Loop 1: Over Training Examples

for i in range(1, m+1):  # Loop over m examples
    ...

Loop 2: Over Features

For $n$ features, you need:

dw1 += x1_i * dz_i
dw2 += x2_i * dz_i
# ... 
dwn += xn_i * dz_i

This is essentially another loop over features.
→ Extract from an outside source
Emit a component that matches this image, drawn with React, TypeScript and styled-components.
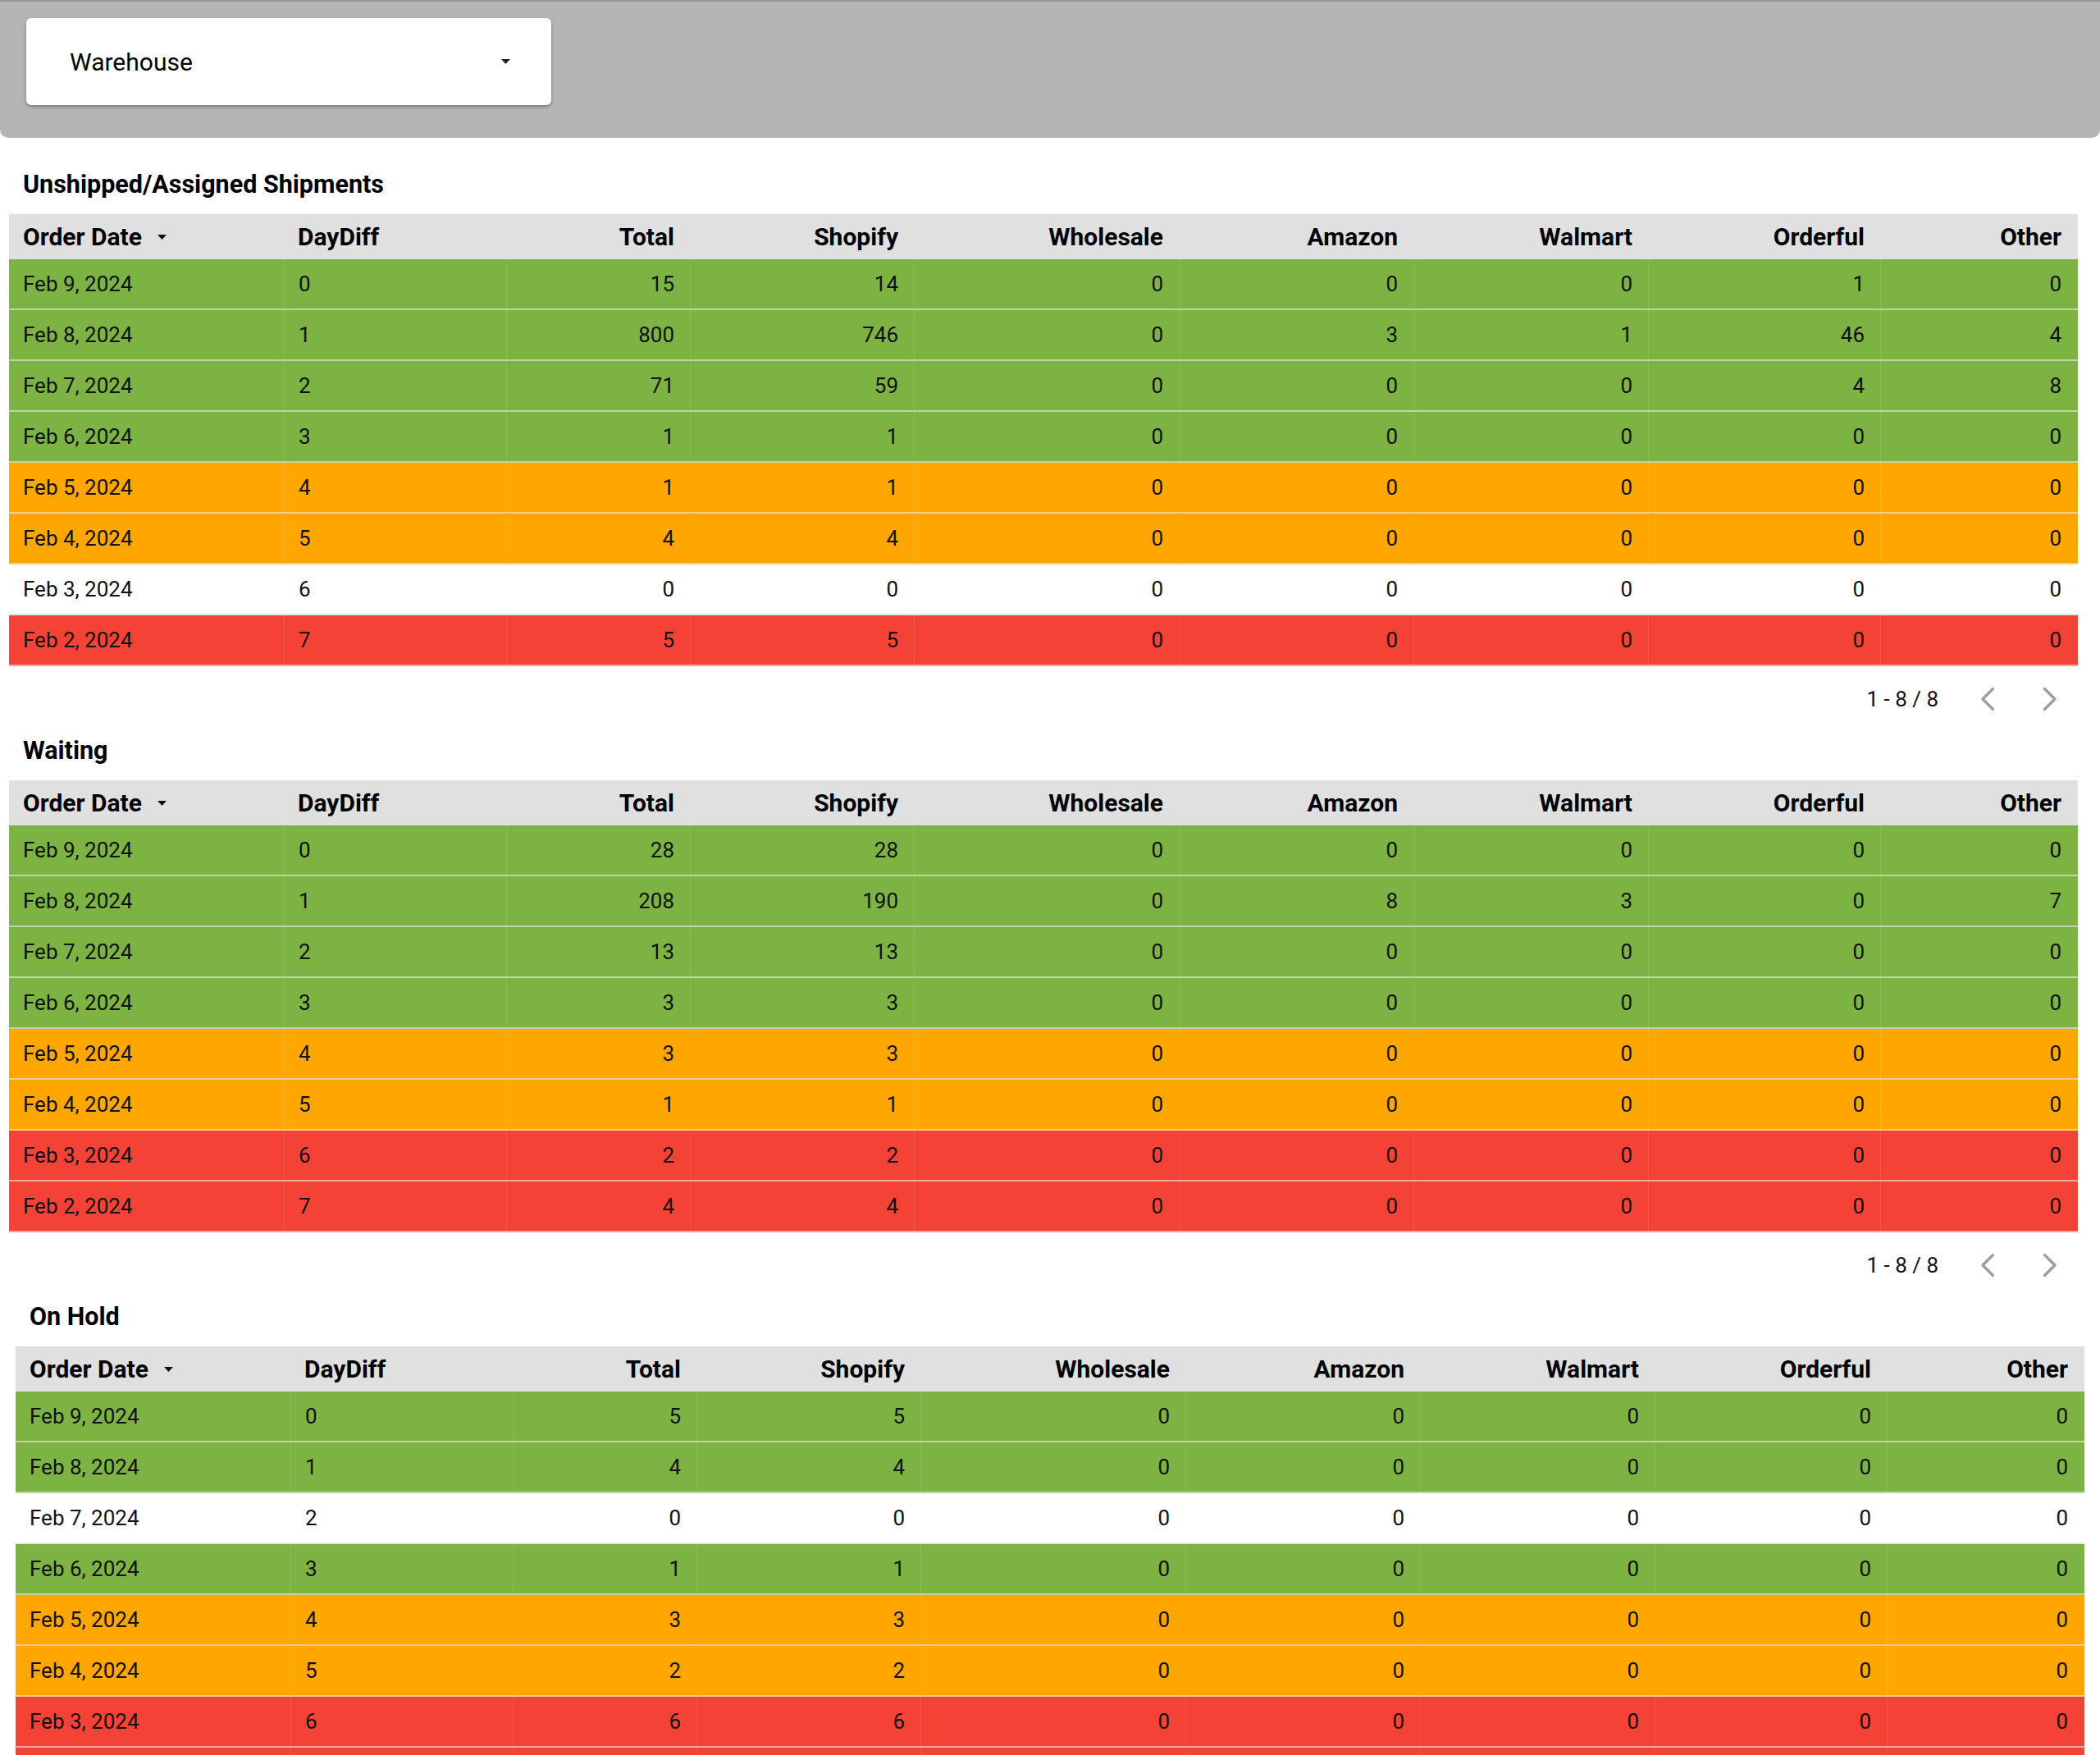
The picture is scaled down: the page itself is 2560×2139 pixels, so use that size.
import React from 'react';
import styled, { createGlobalStyle } from 'styled-components';

const GlobalStyle = createGlobalStyle`
  html, body { margin: 0; padding: 0; background: #ffffff; }
  body { font-family: Roboto, "Liberation Sans", Arial, sans-serif; color: #000; }
  * { box-sizing: border-box; }
`;

const COLS = '335px 271px 224px 273px 323px 286px 286px 283px 240px';

type Tone = 'green' | 'orange' | 'red' | 'white';
const toneColor: Record<Tone, string> = {
  green: '#7cb342',
  orange: '#ffa600',
  red: '#f44336',
  white: '#ffffff',
};

const Page = styled.div`
  width: 2560px;
  min-height: 2139px;
  background: #fff;
`;

const TopBar = styled.header`
  height: 168px;
  background: #b5b5b5;
  border-top: 2px solid #979797;
  border-radius: 0 0 10px 10px;
  padding: 20px 0 0 32px;
`;

const Dropdown = styled.div`
  width: 640px;
  height: 106px;
  background: #fff;
  border-radius: 6px;
  box-shadow: 0 2px 4px rgba(0, 0, 0, 0.35);
  display: flex;
  align-items: center;
  justify-content: space-between;
  padding: 0 50px 0 53px;
  font-size: 30px;
  color: #000;
`;

const Content = styled.main`
  padding-top: 37px;
  display: flex;
  flex-direction: column;
`;

const Section = styled.section<{ $inset: number }>`
  margin-left: ${(p) => p.$inset}px;
  width: 2522px;
  display: flex;
  flex-direction: column;
`;

const Title = styled.h2`
  margin: 0 0 16px 0;
  padding-left: 17px;
  height: 40px;
  line-height: 40px;
  font-size: 30.5px;
  font-weight: 700;
  color: #000;
`;

const Grid = styled.div`
  display: flex;
  flex-direction: column;
`;

const HeadRow = styled.div`
  display: grid;
  grid-template-columns: ${COLS};
  height: 55px;
  background: #e0e0e0;
`;

const HeadCell = styled.div<{ $right?: boolean }>`
  display: flex;
  align-items: center;
  justify-content: ${(p) => (p.$right ? 'flex-end' : 'flex-start')};
  padding: 0 19px 0 17px;
  font-size: 30px;
  font-weight: 700;
  color: #000;
  white-space: nowrap;
`;

const SortMark = styled.svg`
  margin-left: 19px;
  width: 11px;
  height: 6px;
`;

const Row = styled.div<{ $tone: Tone }>`
  display: grid;
  grid-template-columns: ${COLS};
  height: 62px;
  background: ${(p) => toneColor[p.$tone]};
  border-bottom: 2px solid
    ${(p) => (p.$tone === 'white' ? 'rgba(200,200,200,0.45)' : 'rgba(235,235,235,0.6)')};
`;

const Cell = styled.div<{ $right?: boolean; $first?: boolean }>`
  display: flex;
  align-items: center;
  justify-content: ${(p) => (p.$right ? 'flex-end' : 'flex-start')};
  padding: 0 19px 0 17px;
  font-size: 26px;
  color: #111;
  white-space: nowrap;
  border-left: ${(p) => (p.$first ? 'none' : '1px solid rgba(255,255,255,0.1)')};
`;

const Pager = styled.div`
  height: 83px;
  padding: 0 10px 3px 0;
  display: flex;
  align-items: center;
  justify-content: flex-end;
`;

const PagerText = styled.span`
  font-size: 26px;
  color: #111;
  margin-right: 36px;
`;

const PagerButton = styled.button`
  width: 48px;
  height: 40px;
  border: none;
  background: transparent;
  padding: 0;
  display: flex;
  align-items: center;
  justify-content: center;
  & + & {
    margin-left: 28px;
  }
`;

const Chevron = ({ dir }: { dir: 'left' | 'right' }) => (
  <svg width="18" height="30" viewBox="0 0 18 30" fill="none">
    <polyline
      points={dir === 'left' ? '15.5,2.5 3,15 15.5,27.5' : '2.5,2.5 15,15 2.5,27.5'}
      stroke="#9e9e9e"
      strokeWidth="3.4"
      strokeLinecap="round"
      strokeLinejoin="round"
    />
  </svg>
);

const headers = ['Order Date', 'DayDiff', 'Total', 'Shopify', 'Wholesale', 'Amazon', 'Walmart', 'Orderful', 'Other'];

type DataRow = { date: string; tone: Tone; v: number[] };

const zeros = (dd: number, total: number, shop: number): number[] => [dd, total, shop, 0, 0, 0, 0, 0];

const tables: { title: string; inset: number; rows: DataRow[] }[] = [
  {
    title: 'Unshipped/Assigned Shipments',
    inset: 11,
    rows: [
      { date: 'Feb 9, 2024', tone: 'green', v: [0, 15, 14, 0, 0, 0, 1, 0] },
      { date: 'Feb 8, 2024', tone: 'green', v: [1, 800, 746, 0, 3, 1, 46, 4] },
      { date: 'Feb 7, 2024', tone: 'green', v: [2, 71, 59, 0, 0, 0, 4, 8] },
      { date: 'Feb 6, 2024', tone: 'green', v: zeros(3, 1, 1) },
      { date: 'Feb 5, 2024', tone: 'orange', v: zeros(4, 1, 1) },
      { date: 'Feb 4, 2024', tone: 'orange', v: zeros(5, 4, 4) },
      { date: 'Feb 3, 2024', tone: 'white', v: zeros(6, 0, 0) },
      { date: 'Feb 2, 2024', tone: 'red', v: zeros(7, 5, 5) },
    ],
  },
  {
    title: 'Waiting',
    inset: 11,
    rows: [
      { date: 'Feb 9, 2024', tone: 'green', v: zeros(0, 28, 28) },
      { date: 'Feb 8, 2024', tone: 'green', v: [1, 208, 190, 0, 8, 3, 0, 7] },
      { date: 'Feb 7, 2024', tone: 'green', v: zeros(2, 13, 13) },
      { date: 'Feb 6, 2024', tone: 'green', v: zeros(3, 3, 3) },
      { date: 'Feb 5, 2024', tone: 'orange', v: zeros(4, 3, 3) },
      { date: 'Feb 4, 2024', tone: 'orange', v: zeros(5, 1, 1) },
      { date: 'Feb 3, 2024', tone: 'red', v: zeros(6, 2, 2) },
      { date: 'Feb 2, 2024', tone: 'red', v: zeros(7, 4, 4) },
    ],
  },
  {
    title: 'On Hold',
    inset: 19,
    rows: [
      { date: 'Feb 9, 2024', tone: 'green', v: zeros(0, 5, 5) },
      { date: 'Feb 8, 2024', tone: 'green', v: zeros(1, 4, 4) },
      { date: 'Feb 7, 2024', tone: 'white', v: zeros(2, 0, 0) },
      { date: 'Feb 6, 2024', tone: 'green', v: zeros(3, 1, 1) },
      { date: 'Feb 5, 2024', tone: 'orange', v: zeros(4, 3, 3) },
      { date: 'Feb 4, 2024', tone: 'orange', v: zeros(5, 2, 2) },
      { date: 'Feb 3, 2024', tone: 'red', v: zeros(6, 6, 6) },
      { date: 'Feb 2, 2024', tone: 'red', v: zeros(7, 2, 2) },
    ],
  },
];

export default function App() {
  return (
    <Page>
      <GlobalStyle />
      <TopBar>
        <Dropdown>
          <span>Warehouse</span>
          <svg width="11" height="6" viewBox="0 0 11 6">
            <polygon points="0,0 11,0 5.5,6" fill="#222" />
          </svg>
        </Dropdown>
      </TopBar>
      <Content>
        {tables.map((t) => (
          <Section key={t.title} $inset={t.inset}>
            <Title>{t.title}</Title>
            <Grid>
              <HeadRow>
                {headers.map((h, i) => (
                  <HeadCell key={h} $right={i > 1}>
                    {h}
                    {i === 0 && (
                      <SortMark viewBox="0 0 11 6">
                        <polygon points="0,0 11,0 5.5,6" fill="#111" />
                      </SortMark>
                    )}
                  </HeadCell>
                ))}
              </HeadRow>
              {t.rows.map((r) => (
                <Row key={r.date} $tone={r.tone}>
                  <Cell $first>{r.date}</Cell>
                  {r.v.map((n, i) => (
                    <Cell key={i} $right={i > 0}>
                      {n}
                    </Cell>
                  ))}
                </Row>
              ))}
            </Grid>
            <Pager>
              <PagerText>1 - 8 / 8</PagerText>
              <PagerButton aria-label="Previous page">
                <Chevron dir="left" />
              </PagerButton>
              <PagerButton aria-label="Next page">
                <Chevron dir="right" />
              </PagerButton>
            </Pager>
          </Section>
        ))}
      </Content>
    </Page>
  );
}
Why For-Loops Are a Problem

Inefficiency in Deep Learning:

Pre-Deep Learning Era:

For-loops were acceptable
Vectorization was a “nice to have”
Small datasets made speed less critical

Deep Learning Era:

Massive datasets (millions of examples)
For-loops are too slow
Vectorization is essential

The Solution: Vectorization - techniques that eliminate explicit for-loops

Performance Comparison

Approach	Speed	Scalability
Two for-loops	Slow	Poor (doesn’t scale)
Vectorized	Fast	Excellent (scales to millions)

Why it matters:

Modern datasets: millions of examples
Need to process quickly
For-loops don’t scale

What’s Next: Vectorization

In the next videos, we’ll learn vectorization techniques to:

Eliminate the loop over training examples
Eliminate the loop over features
Implement gradient descent with no explicit loops

Benefits of vectorization:

Much faster execution
Cleaner code
Scales to massive datasets
Takes advantage of modern hardware (GPUs)

Key Takeaways

Gradient for multiple examples: Average of individual gradients
Accumulators: Sum gradients across examples, then divide by $m$
One iteration: Forward pass → compute gradients → average → update
Multiple iterations: Repeat until convergence
For-loops are slow: Need vectorization for efficiency
Next step: Learn vectorization to eliminate loops

Summary Formula

For the entire training set:

\[\frac{\partial J}{\partial w_j} = \frac{1}{m} \sum_{i=1}^{m} x_j^{(i)} (a^{(i)} - y^{(i)})\] \[\frac{\partial J}{\partial b} = \frac{1}{m} \sum_{i=1}^{m} (a^{(i)} - y^{(i)})\]

These formulas compute the gradients needed for gradient descent across all examples.